Pour les autres niveaux d’enseignement, la Région investira 65 millions dans la poursuite de l’équipement (matériels et réseau WiFi) des écoles, à raison d’un équipement de 500 écoles par an, et dans la mise en oeuvre de solutions hébergées dans le cloud (ressources d’e-learning mais aussi virtualisation des serveurs aujourd’hui déployés dans les écoles).

Christophe Lacroix: “L’Administration doit accompagner la transformation numérique du territoire wallon et réussir sa propre révolution numérique.”

Dans ce domaine, soulignait Jean-Claude Marcourt, “la Région se substitue à la Communauté française, en raison des contraintes budgétaires qui sont les siennes.” Une concertation interviendra avec la ministre en charge de ce portefeuille (Joëlle Milquet) afin d’articuler efficacement Plan du Numérique et Pacte d’Excellence.

Administration & Pouvoirs publics. Un budget de 37 millions sur 4 ans est dégagé pour “accélérer le rythme de la simplification administrative et de la transition numérique des agents et services publics.” Au programme: formations pour les agents des services publics, promotion et développement d’une “culture data” pour reprendre l’expression de Christophe Lacroix, ministre du Budget et de la Fonction publique.
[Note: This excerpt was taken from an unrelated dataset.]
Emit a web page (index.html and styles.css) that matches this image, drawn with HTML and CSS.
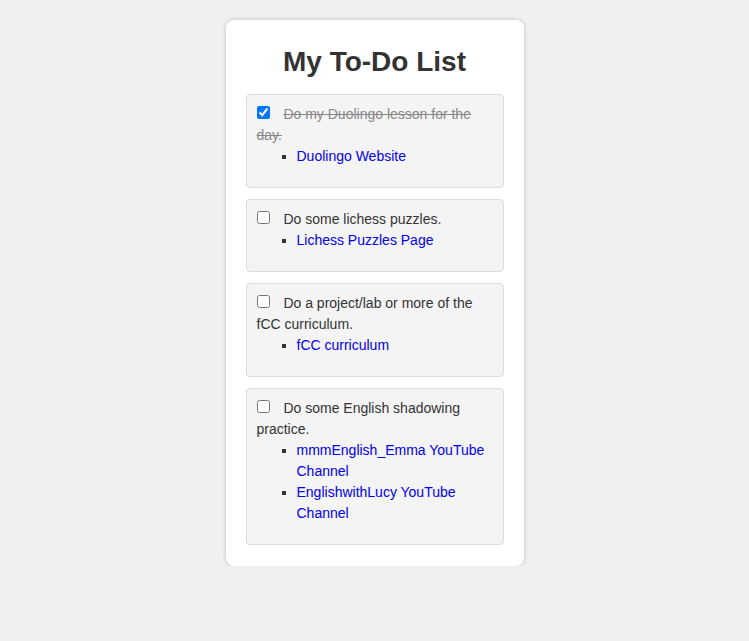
FILE: index.html
```html
<!DOCTYPE html>
<html lang="en">
<head>
<meta charset="utf-8">
<title>My To-Do List</title>
<link rel="stylesheet" href="styles.css">
</head>
<body>
<main class="card">
  <h1 class="title">My To-Do List</h1>
  <ul class="todo-list">
    <li class="todo-item">
      <input type="checkbox" class="check" id="t1" checked>
      <label for="t1" class="task done">Do my Duolingo lesson for the day.</label>
      <ul class="links">
        <li><a href="#">Duolingo Website</a></li>
      </ul>
    </li>
    <li class="todo-item">
      <input type="checkbox" class="check" id="t2">
      <label for="t2" class="task">Do some lichess puzzles.</label>
      <ul class="links">
        <li><a href="#">Lichess Puzzles Page</a></li>
      </ul>
    </li>
    <li class="todo-item">
      <input type="checkbox" class="check" id="t3">
      <label for="t3" class="task">Do a project/lab or more of the fCC curriculum.</label>
      <ul class="links">
        <li><a href="#">fCC curriculum</a></li>
      </ul>
    </li>
    <li class="todo-item">
      <input type="checkbox" class="check" id="t4">
      <label for="t4" class="task">Do some English shadowing practice.</label>
      <ul class="links">
        <li><a href="#">mmmEnglish_Emma YouTube Channel</a></li>
        <li><a href="#">EnglishwithLucy YouTube Channel</a></li>
      </ul>
    </li>
  </ul>
</main>
</body>
</html>
```
FILE: styles.css
```css
html, body {
  margin: 0;
  padding: 0;
}
body {
  background: #f0f0f0;
  font-family: "Liberation Sans", Arial, sans-serif;
  font-size: 14px;
  line-height: 21px;
  color: #333;
  padding-top: 20px;
}
.card {
  box-sizing: border-box;
  width: 298px;
  margin: 0 auto;
  background: #fff;
  border-radius: 8px;
  box-shadow: 0 0 4px rgba(0, 0, 0, 0.22);
  padding: 20px 20px 21px;
}
.title {
  font-size: 28px;
  line-height: 32px;
  font-weight: bold;
  text-align: center;
  color: #333;
  margin: 6px 0 16px;
}
.todo-list {
  list-style: none;
  margin: 0;
  padding: 0;
  display: flex;
  flex-direction: column;
  gap: 11px;
}
.todo-item {
  background: #f4f4f4;
  border: 1px solid #dcdcdc;
  border-radius: 4px;
  padding: 9px 10px 10px;
}
.check {
  width: 13px;
  height: 13px;
  margin: 0 10px 0 0;
  vertical-align: 0;
}
.task {
  color: #333;
}
.task.done {
  color: #888;
  text-decoration: line-through;
}
.links {
  list-style: square;
  margin: 0 0 10px;
  padding-left: 40px;
}
.links a {
  color: #0000ee;
  text-decoration: none;
}
```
“Les échanges de données entre administrations seront renforcées. Il s’agira de mettre davantage les données publiques (open data) à disposition des citoyens et des entreprises.”

Le lancement de trois guichets uniques est confirmé: un pour les citoyens, un pour les entreprises, un pour les associations.

Mais, au rayon Administration, le message n’est pas un “tout au numérique”. “Avec l’accentuation du numérique, il y a en effet un risque de rupture de contact entre le citoyen et l’Administration. En raison de l’aggravation possible de la fracture numérique pour les plus défavorisés, nous allons intensifié le concept de proximité administrative en veillant à renforcer le caractère humain de la relation et en améliorant les services décentralisés.”

En garder sous la pédale

Plusieurs dossiers ou orientations, pourtant importantes voire essentielles, n’ont pas fait l’objet de commentaires particuliers de la part du gouvernement. Citons notamment l’infrastructure haut débit et l’e-santé.

Côté (très) haut débit, au-delà des priorités générales pour la fibre optique (zones d’activité économique, EPN, écoles), il faudra patienter pour en savoir davantage. Même si le volet Pylônes n’est pas, en soi, essentiel, il est le stigmate d’une situation où le dialogue doit encore porter ses fruits.

Côté e-santé, Maxime Prévot s’est contenté de rappeler l’existence du décret portant sur la mise en oeuvre d’une “plate-forme wallonne d’échanges de données en matière de santé” (qui pérennise le Réseau Santé Wallon) et d’indiquer qu’“il faut aller plus loin, en définissant une véritable stratégie et en favorisant des projets innovants.” Ce qu’on pouvait déjà lire dans le rapport du Conseil du Numérique. Ici encore, on patientera pour en découvrir davantage.